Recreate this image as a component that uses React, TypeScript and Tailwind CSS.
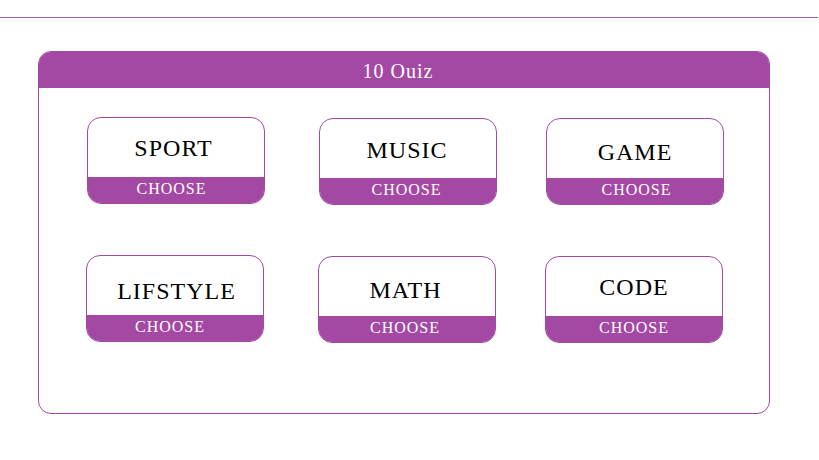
import React from "react";

const serif = "font-['Liberation_Serif',_'Times_New_Roman',_serif]";

// pt/px nudges keep each label where the original sits inside its card
type Quiz = { name: string; pt: string; mt: string; ml: string; tx: string; cx: string };

const ROW1: Quiz[] = [
  { name: "SPORT", pt: "pt-[18px]", mt: "mt-0", ml: "ml-[48px]", tx: "pr-[5px]", cx: "pr-[9px]" },
  { name: "MUSIC", pt: "pt-[19px]", mt: "mt-[1px]", ml: "ml-[54px]", tx: "pr-[2px]", cx: "pr-[3px]" },
  { name: "GAME", pt: "pt-[21px]", mt: "mt-[1px]", ml: "ml-[49px]", tx: "pl-0", cx: "pl-[3px]" },
];

const ROW2: Quiz[] = [
  { name: "LIFSTYLE", pt: "pt-[23px]", mt: "mt-0", ml: "ml-[47px]", tx: "pl-[3px]", cx: "pr-[10px]" },
  { name: "MATH", pt: "pt-[21px]", mt: "mt-[1px]", ml: "ml-[54px]", tx: "pr-[3px]", cx: "pr-[4px]" },
  { name: "CODE", pt: "pt-[18px]", mt: "mt-[1px]", ml: "ml-[49px]", tx: "pl-0", cx: "pl-0" },
];

function QuizCard({ quiz }: { quiz: Quiz }) {
  return (
    <div
      className={`${quiz.ml} ${quiz.mt} flex h-[87px] w-[178px] flex-col overflow-hidden rounded-[14px] border border-[#a349a4] bg-white`}
    >
      <div className={`h-[59px] ${quiz.pt} ${quiz.tx} text-center text-[24px] leading-none tracking-[1px] text-black`}>
        {quiz.name}
      </div>
      <div className={`h-[26px] cursor-pointer bg-[#a349a4] pt-[4px] ${quiz.cx} text-center text-[16px] leading-none tracking-[1px] text-white`}>
        CHOOSE
      </div>
    </div>
  );
}

export default function App() {
  return (
    <div className={`h-[460px] w-[819px] bg-white ${serif}`}>
      <div className="pt-[17px]">
        <div className="h-px w-[818px] bg-[#a05aa4]" />
      </div>

      {/* Quiz panel */}
      <div className="ml-[38px] mt-[33px] h-[363px] w-[732px] overflow-hidden rounded-[13px] border border-[#a349a4]">
        <div className="h-[36px] bg-[#a349a4] pr-[12px] pt-[9px] text-center text-[20px] leading-none tracking-[1px] text-white">
          10 Ouiz
        </div>

        <div className="mt-[29px] flex items-start">
          {ROW1.map(q => <QuizCard key={q.name} quiz={q} />)}
        </div>
        <div className="mt-[50px] flex items-start">
          {ROW2.map(q => <QuizCard key={q.name} quiz={q} />)}
        </div>
      </div>
    </div>
  );
}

----------

Exercise objective. Copy each line above precisely, dropping the pictures.

The solution.
Recreate this image as a component that uses React, TypeScript and Tailwind CSS.
import React from "react";

const serif = "font-['Liberation_Serif',_'Times_New_Roman',_serif]";

// pt/px nudges keep each label where the original sits inside its card
type Quiz = { name: string; pt: string; mt: string; ml: string; tx: string; cx: string };

const ROW1: Quiz[] = [
  { name: "SPORT", pt: "pt-[18px]", mt: "mt-0", ml: "ml-[48px]", tx: "pr-[5px]", cx: "pr-[9px]" },
  { name: "MUSIC", pt: "pt-[19px]", mt: "mt-[1px]", ml: "ml-[54px]", tx: "pr-[2px]", cx: "pr-[3px]" },
  { name: "GAME", pt: "pt-[21px]", mt: "mt-[1px]", ml: "ml-[49px]", tx: "pl-0", cx: "pl-[3px]" },
];

const ROW2: Quiz[] = [
  { name: "LIFSTYLE", pt: "pt-[23px]", mt: "mt-0", ml: "ml-[47px]", tx: "pl-[3px]", cx: "pr-[10px]" },
  { name: "MATH", pt: "pt-[21px]", mt: "mt-[1px]", ml: "ml-[54px]", tx: "pr-[3px]", cx: "pr-[4px]" },
  { name: "CODE", pt: "pt-[18px]", mt: "mt-[1px]", ml: "ml-[49px]", tx: "pl-0", cx: "pl-0" },
];

function QuizCard({ quiz }: { quiz: Quiz }) {
  return (
    <div
      className={`${quiz.ml} ${quiz.mt} flex h-[87px] w-[178px] flex-col overflow-hidden rounded-[14px] border border-[#a349a4] bg-white`}
    >
      <div className={`h-[59px] ${quiz.pt} ${quiz.tx} text-center text-[24px] leading-none tracking-[1px] text-black`}>
        {quiz.name}
      </div>
      <div className={`h-[26px] cursor-pointer bg-[#a349a4] pt-[4px] ${quiz.cx} text-center text-[16px] leading-none tracking-[1px] text-white`}>
        CHOOSE
      </div>
    </div>
  );
}

export default function App() {
  return (
    <div className={`h-[460px] w-[819px] bg-white ${serif}`}>
      <div className="pt-[17px]">
        <div className="h-px w-[818px] bg-[#a05aa4]" />
      </div>

      {/* Quiz panel */}
      <div className="ml-[38px] mt-[33px] h-[363px] w-[732px] overflow-hidden rounded-[13px] border border-[#a349a4]">
        <div className="h-[36px] bg-[#a349a4] pr-[12px] pt-[9px] text-center text-[20px] leading-none tracking-[1px] text-white">
          10 Ouiz
        </div>

        <div className="mt-[29px] flex items-start">
          {ROW1.map(q => <QuizCard key={q.name} quiz={q} />)}
        </div>
        <div className="mt-[50px] flex items-start">
          {ROW2.map(q => <QuizCard key={q.name} quiz={q} />)}
        </div>
      </div>
    </div>
  );
}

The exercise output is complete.